9/20/2010 9:40 AM Eastern

TV providers shouldn’t
fight the Internet — they should
embrace it.

That’s one of the key messages
Enrique Rodriguez, newly
installed as senior vice president
and general manager of
Cisco Systems’ Service Provider
Video Technology Group, is delivering
to the company’s customers.

“The No. 1 thing this industry
needs to understand is, there’s no
way you can match the scale and
the innovation of the Internet,”
said Rodriguez, in his first media
interview since he left Microsoft
to head Cisco’s video group
in June.

To that end, Cisco’s next generation
of set-top boxes will be hybrids
that are “more eloquent” in
providing access to both digitalcable
video services and Internet
content and applications. “It’s
not just bringing the browser to
the television,” Rodriguez added.
“It’s more than that.”

Along with the shift to Webdelivered
applications on TV,
devices will become smaller
and more of the intelligence
will move into the network, Rodriguez
said. Meanwhile, cable
headends will shift away from
proprietary hardware platforms
to more of a mix of special-purpose
equipment and software
that runs on commodity hardware.

“It’s going to be very interesting
to see who is my competitor
— and who is my ally — in the
next few years.
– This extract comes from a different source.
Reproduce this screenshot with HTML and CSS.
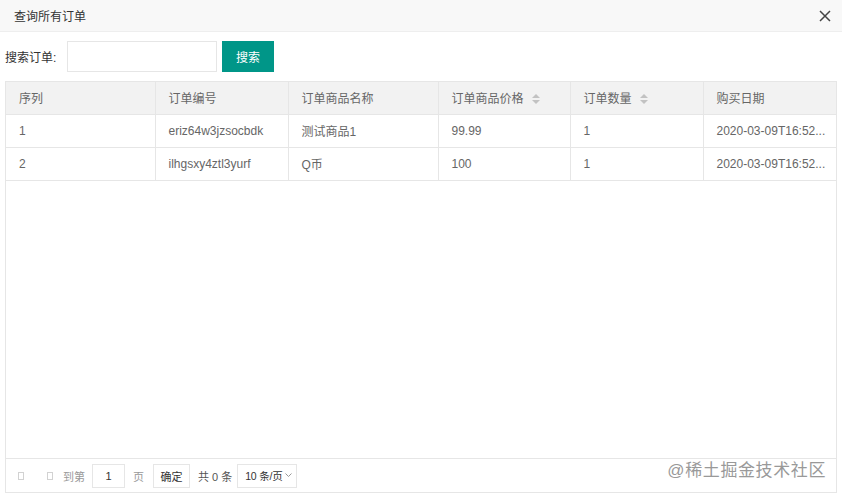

I wish I knew what
it will look like,” he said.

Rodriguez, 48, was previously
Microsoft’s corporate vice president
for the TV, video and music
business unit, which includes the
Mediaroom Internet-protocol TV
platform. Prior to joining Microsoft
in 2003, he spent more than
20 years at Thomson/RCA.

He said he’s found the Cisco
video group to be unusually
customer-focused compared
with Microsoft and Thomson,
where the business was driven
more from the product-management
and marketing side. That’s
a good thing, according to Rodriguez,
but at the same time he
sees an opportunity to deliver a
stronger “Cisco viewpoint” on
technology shifts and product
evolution.

“Customers are expecting more
leadership from us, especially
when you see the transition to IP
video,” he said.

The next wave of IP-based TV
services also will be marked by a
mix of devices, networks and services
— many of them “unmanaged,”
Rodriguez said, meaning
they’re not supplied by a cable,
telco or satellite provider. Customers
expect to be able to access
content on any device over
any network (even if it’s outside
an MSO’s footprint) and increasingly
will want to access Web services
and apps created by third
parties.

Does the rise of numerous video-
capable devices, which won’t
need an operator-supplied box,
threaten Cisco’s sales of set-tops?
“Absolutely,” Rodriguez said, “but
it’s not the first time we’ve seen
a challenge to the set-top business.”

Other attempts to marry the
Web and TV, such as Google TV,
will help push the industry to
open up services — and that
should make customers happier,
Rodriguez said. But Web
technologies such as HTML5
will serve as the underlying
platform for running TV-based
applications, he added, unlike
the dedicated operating
systems in the mobile devices
world.

Cisco also isn’t intending to go
direct-to-consumer by selling Internet
set-tops at retail, Rodriguez
indicated: “We’re looking at the
service providers as the center of
gravity of opportunity. They’re in
a very strong position.”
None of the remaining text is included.